Traci and I are going through the motions tonight... bath time.. pj time... sleepy time. I broke down and cried once. Traci wont show me her tears right now, but I know they are there.
This is the last time we do this with Peanut Butter.
Or is it?
I got a call from the CW today. They are going forward with court tomorrow. I don't understand why there is court if this has already all been decided.... and she didn't explain. Tomorrow is the day that he is supposed to go back to his mom.

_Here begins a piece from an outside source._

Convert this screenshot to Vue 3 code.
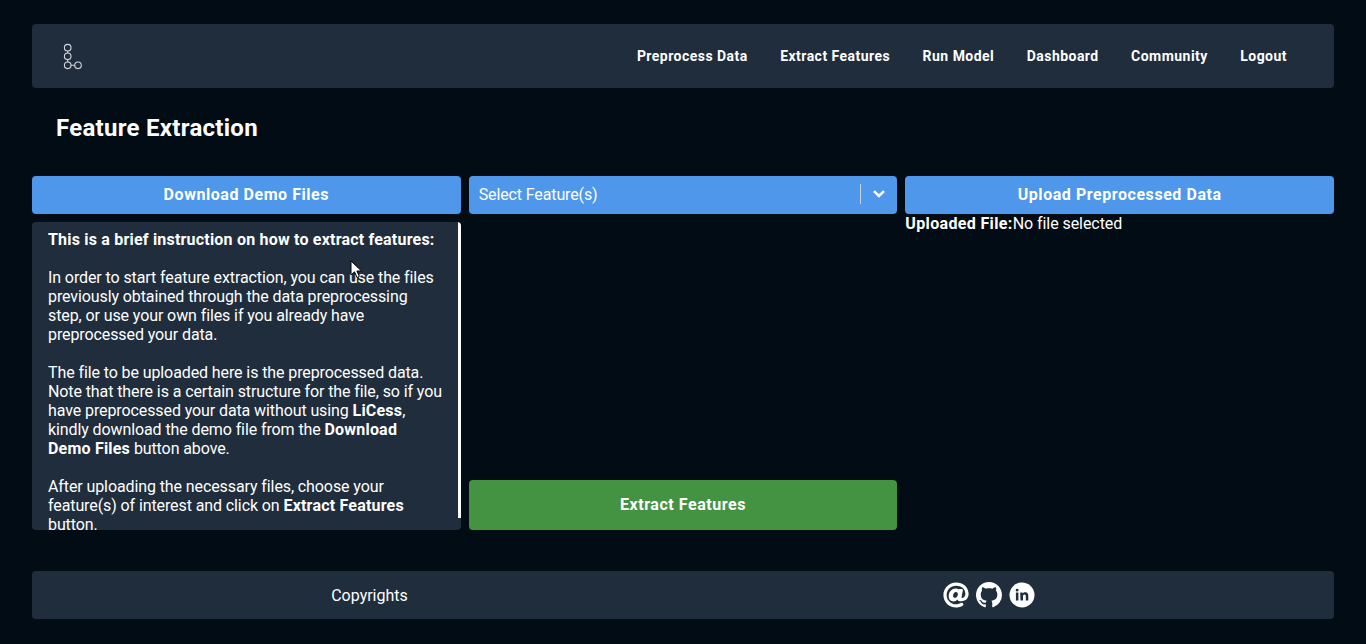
<script setup>
const links = ['Preprocess Data', 'Extract Features', 'Run Model', 'Dashboard', 'Community', 'Logout']
</script>

<template>
  <div class="page">
    <nav class="navbar">
      <svg class="logo" width="20" height="28" viewBox="0 0 20 28" fill="none" stroke="#d3d9df" stroke-width="1.1">
        <circle cx="5.700" cy="5.700" r="3.300" />
        <circle cx="5.700" cy="14.300" r="3.300" />
        <circle cx="5.700" cy="23.300" r="3.300" />
        <circle cx="16" cy="23.300" r="3.300" />
        <path d="M5.700 9v2M5.700 17.600v2.400M9 23.300h3.700" />
      </svg>
      <ul class="links">
        <li v-for="link in links" :key="link">{{ link }}</li>
      </ul>
    </nav>

    <h1 class="title">Feature Extraction</h1>

    <div class="columns">
      <div class="col">
        <button class="btn blue">Download Demo Files</button>
        <div class="instructions">
          <p><b>This is a brief instruction on how to extract features:</b></p>
          <p>In order to start feature extraction, you can use the files previously obtained through the data preprocessing step, or use your own files if you already have preprocessed your data.</p>
          <p>The file to be uploaded here is the preprocessed data. Note that there is a certain structure for the file, so if you have preprocessed your data without using <b>LiCess</b>, kindly download the demo file from the <b>Download Demo Files</b> button above.</p>
          <p>After uploading the necessary files, choose your feature(s) of interest and click on <b>Extract Features</b> button.</p>
          <div class="thumb"></div>
          <!-- mouse pointer caught in the screenshot -->
          <svg class="cursor" width="13" height="19" viewBox="0 0 13 19">
            <path d="M1 1v14l3.500-3.200 2.500 5.700 2.400-1-2.500-5.500h4.600z" fill="#fff" stroke="#000" stroke-width="1" />
          </svg>
        </div>
      </div>

      <div class="col">
        <div class="select">
          <span class="placeholder">Select Feature(s)</span>
          <span class="sep"></span>
          <svg width="12" height="8" viewBox="0 0 12 8" fill="none" stroke="#fff" stroke-width="2.500">
            <path d="M1 1.200l5 4.800 5-4.800" />
          </svg>
        </div>
        <button class="btn green">Extract Features</button>
      </div>

      <div class="col">
        <button class="btn blue">Upload Preprocessed Data</button>
        <div class="uploaded"><b>Uploaded File:</b>No file selected</div>
      </div>
    </div>

    <footer class="footer">
      <div class="copy">Copyrights</div>
      <div class="socials">
        <svg width="26" height="26" viewBox="0 0 512 512" fill="#fff">
          <path d="M256 8C118.941 8 8 118.919 8 256c0 137.059 110.919 248 248 248 48.154 0 95.342-14.140 135.408-40.223 12.005-7.815 14.625-24.288 5.552-35.372l-10.177-12.433c-7.671-9.371-21.179-11.667-31.373-5.129C325.920 429.757 291.314 440 256 440c-101.458 0-184-82.542-184-184S154.542 72 256 72c100.139 0 184 57.619 184 160 0 38.786-21.093 79.742-58.170 83.693-17.349-.454-16.910-12.857-13.476-30.024l23.433-121.110C394.653 149.750 383.308 136 368.225 136h-44.981a13.518 13.518 0 0 0-13.432 11.993l-.01.092c-14.697-17.901-40.448-21.775-59.971-21.775-74.580 0-137.831 62.234-137.831 151.460 0 65.303 36.785 105.870 96 105.870 26.984 0 57.369-15.637 74.991-38.333 9.522 34.104 40.613 34.103 70.710 34.103C462.609 379.410 504 307.798 504 232 504 95.653 394.023 8 256 8zm-21.680 304.430c-22.249 0-36.070-15.623-36.070-40.771 0-44.993 30.779-72.729 58.630-72.729 22.292 0 35.601 15.241 35.601 40.770 0 45.061-33.875 72.730-58.161 72.730z" />
        </svg>
        <svg width="26" height="26" viewBox="0 0 16 16" fill="#fff">
          <path d="M8 0C3.580 0 0 3.580 0 8c0 3.540 2.290 6.530 5.470 7.590.4.070.55-.17.55-.38 0-.19-.01-.82-.01-1.490-2.010.37-2.530-.49-2.690-.94-.09-.23-.48-.94-.82-1.130-.28-.15-.68-.52-.01-.53.63-.01 1.080.58 1.230.82.720 1.210 1.870.87 2.330.66.070-.52.280-.87.510-1.070-1.780-.2-3.640-.89-3.640-3.950 0-.87.310-1.590.820-2.150-.08-.2-.36-1.020.080-2.120 0 0 .670-.21 2.200.820.640-.18 1.320-.27 2-.27s1.360.09 2 .27c1.530-1.040 2.200-.82 2.200-.82.440 1.100.160 1.920.080 2.120.510.560.820 1.270.820 2.150 0 3.070-1.870 3.750-3.650 3.950.290.250.540.730.540 1.480 0 1.070-.010 1.930-.010 2.200 0 .210.150.460.550.380A8.010 8.010 0 0 0 16 8c0-4.420-3.580-8-8-8z" />
        </svg>
        <svg width="26" height="26" viewBox="0 0 26 26">
          <circle cx="13" cy="13" r="12.500" fill="#fff" />
          <path fill="#1f2d3d" d="M6.900 10.500h2.500v8H6.900zM8.150 6.700a1.450 1.450 0 1 1 0 2.900 1.450 1.450 0 0 1 0-2.900zM11.200 10.500h2.400v1.100c.4-.7 1.300-1.300 2.600-1.300 2.600 0 3.100 1.700 3.100 3.900v4.300h-2.500v-3.800c0-1 0-2.200-1.300-2.200s-1.500 1-1.500 2.100v3.900h-2.500z" />
        </svg>
      </div>
    </footer>
  </div>
</template>

<style scoped>
.page {
  height: 644px;
  box-sizing: border-box;
  padding: 24px 32px 25px;
  display: flex;
  flex-direction: column;
  font-family: Roboto, "Liberation Sans", sans-serif;
  font-size: 16px;
  color: #fff;
}

.navbar {
  height: 64px;
  flex: none;
  display: flex;
  align-items: center;
  justify-content: space-between;
  padding: 0 47px 0 30px;
  background: #1f2d3d;
  border-radius: 4px;
}

.logo {
  display: block;
}

.links {
  display: flex;
  gap: 32.400px;
  list-style: none;
  margin: 0;
  padding: 0;
  font-size: 14px;
  font-weight: 700;
  letter-spacing: 0.47px;
}

.title {
  margin: 0;
  padding: 26px 24px 34px;
  font-size: 24px;
  line-height: 28px;
  font-weight: 700;
  letter-spacing: 0.28px;
}

.columns {
  height: 354px;
  flex: none;
  display: grid;
  grid-template-columns: repeat(3, 1fr);
  gap: 8px;
}

.col {
  display: flex;
  flex-direction: column;
  justify-content: space-between;
  min-height: 0;
}

.btn {
  border: none;
  border-radius: 4px;
  padding: 0 0 2px;
  color: #fff;
  font-family: inherit;
  font-size: 16px;
  font-weight: 700;
  letter-spacing: 0.55px;
}

.blue {
  height: 38px;
  flex: none;
  background: #4e97eb;
}

.green {
  height: 50px;
  background: #439343;
}

.select {
  height: 38px;
  display: flex;
  align-items: center;
  padding: 0 12px 2px 10px;
  box-sizing: border-box;
  background: #4e97eb;
  border-radius: 4px;
  letter-spacing: -0.12px;
}

.placeholder {
  flex: 1;
}

.sep {
  width: 1px;
  height: 20px;
  margin-right: 12px;
  background: #c9d3dc;
}

.instructions {
  position: relative;
  height: 308px;
  overflow: hidden;
  box-sizing: border-box;
  padding: 8px 18px 0 16px;
  margin-top: 8px;
  background: #1f2d3d;
  border-radius: 4px;
  line-height: 19px;
  letter-spacing: -0.1px;
}

.instructions p {
  margin: 0 0 19px;
}

.instructions b {
  letter-spacing: 0.2px;
}

.thumb {
  position: absolute;
  top: 0;
  right: 0;
  width: 3px;
  height: 296px;
  background: #fff;
}

.cursor {
  position: absolute;
  left: 318px;
  top: 38px;
}

.uploaded {
  flex: 1;
  line-height: 19px;
  letter-spacing: -0.06px;
}

.uploaded b {
  letter-spacing: 0.35px;
}

.footer {
  height: 48px;
  flex: none;
  margin-top: auto;
  display: grid;
  grid-template-columns: 1fr 1fr;
  align-items: center;
  background: #1f2d3d;
  border-radius: 4px;
}

.copy {
  text-align: center;
  padding-left: 24px;
}

.socials {
  display: flex;
  justify-content: center;
  gap: 7px;
  padding-right: 40px;
}

.socials svg {
  display: block;
}
</style>

<style>
html,
body {
  background: #020c14;
}
</style>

Because of my phone calls and cage rattling, NOW the agency is trying to slow down everything. Too little too late? I suppose I am proud of myself for pushing back a bit. I am selfishly frustrated though as tomorrow is the date that we prepared our hearts for. We talked about what we were going to do.. take down his crib, give away his summer clothing etc. Now.. court is at 9:30am and before noon we MIGHT find out that he is staying "for a bit longer". As if "a bit longer" will make his BM "better" after she has been going through this now for 8 years with PB's siblings.....or if he goes home.
I feel like I am in the middle of some crazy dream. As I was drying him off from his bath and putting him in his pjs, I just kept picturing him as an itty bitty when we picked him up from the hospital... and watched him grow to the almost 11 month old kid who is starting to take steps on his own.
We are trying to find faith in all of this and guard our hearts at the same time.